1. Keysight Technologies’ N9040B UXA Signal Analyzer handles signals from 3 Hz to 26.5 GHz.

The N9040B runs Microsoft Windows that supports the measurement and analysis applications. The standard suite includes the 89600 VSA software that is a set of tools for signal demodulation and vector signal analysis. Keysight’s PowerSuite provides one-button power measurements.

Keysight has added new software including the N9068C phase noise, N9069C noise figure, and N9063C analog modulation measurement applications. These are available for an additional cost. The N9063C application has features like one-button measurements to calculate metrics such as AM depth, FM deviation, total harmonic distortion (THD), and signal-to-noise-and-distortion ratio (SINAD). The N9068C phase-noise application provides one-touch measurements for analyzing phase noise in frequency domain (log plot) and time domain (spot frequency).
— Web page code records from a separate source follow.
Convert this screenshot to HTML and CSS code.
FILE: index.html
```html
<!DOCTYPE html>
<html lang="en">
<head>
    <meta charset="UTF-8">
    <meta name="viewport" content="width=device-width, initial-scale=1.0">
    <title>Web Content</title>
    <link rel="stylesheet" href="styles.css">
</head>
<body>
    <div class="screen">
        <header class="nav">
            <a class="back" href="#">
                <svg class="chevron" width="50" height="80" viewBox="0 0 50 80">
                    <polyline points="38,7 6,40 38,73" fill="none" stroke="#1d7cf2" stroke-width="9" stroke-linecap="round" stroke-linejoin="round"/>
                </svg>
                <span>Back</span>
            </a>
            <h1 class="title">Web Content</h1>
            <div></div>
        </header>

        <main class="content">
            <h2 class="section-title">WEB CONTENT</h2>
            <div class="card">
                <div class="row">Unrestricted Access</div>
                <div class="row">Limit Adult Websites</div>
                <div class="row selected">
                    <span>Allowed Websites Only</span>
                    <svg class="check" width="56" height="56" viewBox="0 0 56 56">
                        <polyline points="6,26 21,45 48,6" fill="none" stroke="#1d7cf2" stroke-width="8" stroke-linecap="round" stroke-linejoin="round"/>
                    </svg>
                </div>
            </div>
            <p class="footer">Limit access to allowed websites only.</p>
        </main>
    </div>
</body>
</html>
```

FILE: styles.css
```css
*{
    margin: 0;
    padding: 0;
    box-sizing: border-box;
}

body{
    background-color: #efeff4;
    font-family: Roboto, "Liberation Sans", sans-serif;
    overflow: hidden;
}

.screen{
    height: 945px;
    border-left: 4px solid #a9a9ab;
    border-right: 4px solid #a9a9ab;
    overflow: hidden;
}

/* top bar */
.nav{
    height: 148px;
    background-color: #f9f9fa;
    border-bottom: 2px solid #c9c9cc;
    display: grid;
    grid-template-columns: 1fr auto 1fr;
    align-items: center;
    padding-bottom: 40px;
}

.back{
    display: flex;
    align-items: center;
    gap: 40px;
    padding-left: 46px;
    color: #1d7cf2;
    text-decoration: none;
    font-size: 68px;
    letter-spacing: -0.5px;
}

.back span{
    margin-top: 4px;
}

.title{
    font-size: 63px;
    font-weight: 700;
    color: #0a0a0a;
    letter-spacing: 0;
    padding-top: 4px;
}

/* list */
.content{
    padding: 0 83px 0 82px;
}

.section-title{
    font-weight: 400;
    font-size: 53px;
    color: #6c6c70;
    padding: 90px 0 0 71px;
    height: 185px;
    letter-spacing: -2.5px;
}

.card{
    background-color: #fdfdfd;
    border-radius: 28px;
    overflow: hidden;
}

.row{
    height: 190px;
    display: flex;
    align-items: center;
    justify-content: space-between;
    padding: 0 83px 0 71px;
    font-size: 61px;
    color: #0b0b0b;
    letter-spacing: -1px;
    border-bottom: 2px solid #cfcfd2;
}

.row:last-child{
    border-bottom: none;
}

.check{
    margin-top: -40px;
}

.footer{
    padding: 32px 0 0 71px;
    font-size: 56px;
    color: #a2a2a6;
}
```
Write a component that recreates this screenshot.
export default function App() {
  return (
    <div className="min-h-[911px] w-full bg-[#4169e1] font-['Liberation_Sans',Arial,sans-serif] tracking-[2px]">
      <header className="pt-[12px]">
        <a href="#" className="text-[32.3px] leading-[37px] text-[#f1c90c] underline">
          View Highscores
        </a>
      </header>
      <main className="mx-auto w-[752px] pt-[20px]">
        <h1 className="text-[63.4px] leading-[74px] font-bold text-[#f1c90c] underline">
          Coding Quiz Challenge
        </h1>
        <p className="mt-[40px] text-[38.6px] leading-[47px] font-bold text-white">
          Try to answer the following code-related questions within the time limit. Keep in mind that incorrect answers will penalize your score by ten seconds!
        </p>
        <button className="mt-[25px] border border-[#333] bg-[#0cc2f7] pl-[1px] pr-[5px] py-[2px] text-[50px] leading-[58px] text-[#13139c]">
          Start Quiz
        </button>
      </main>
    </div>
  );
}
Teledyne LeCroy’s Summit T34 Protocol Analyzer (Fig. 2) can tackle x1, x2, and x4 PCI Express 3.0 lanes. It can handle up to 64 Gbytes of analysis storage, but the Summit T34 is not limited to the basic PCIe protocols—which is handy because protocols like NVMe and SATA Express are built on PCIe.

2. Teledyne LeCroy’s Summit T34 Protocol Analyzer can handle new protocols such as NVMe.

The new NVMe software takes advantage of the long trace recordings so the new NVMe Queue Analysis can operate on several hours of data. This includes the ability to measure the NVMe queue distribution over a sustained time period. The software also provides NVMe/SATA Express SSD performance and analysis reports.

Tektronix’s DPO7000 Oscilloscope and the AWG7000 Arbitrary Waveform Generator (Fig. 3) can host Tektronix’s HDMXpress. HDMXpress supports HDMI 2.0 receiver testing. It supports HDMI test pattern generation, auto-calibration, and margin testing. This can eliminate the need for manual pattern creation. The tools can be used to automate compliance and validation testing.

3. Textronix’s AWG7000 Arbitrary Waveform Generator can host HDMXpress to test HDMI 2.0 applications.

In many cases, the software costs may exceed that of the hardware used to generate signals or record information. The advantage is the extensibility of these systems and the ability to handle new protocols or requirements.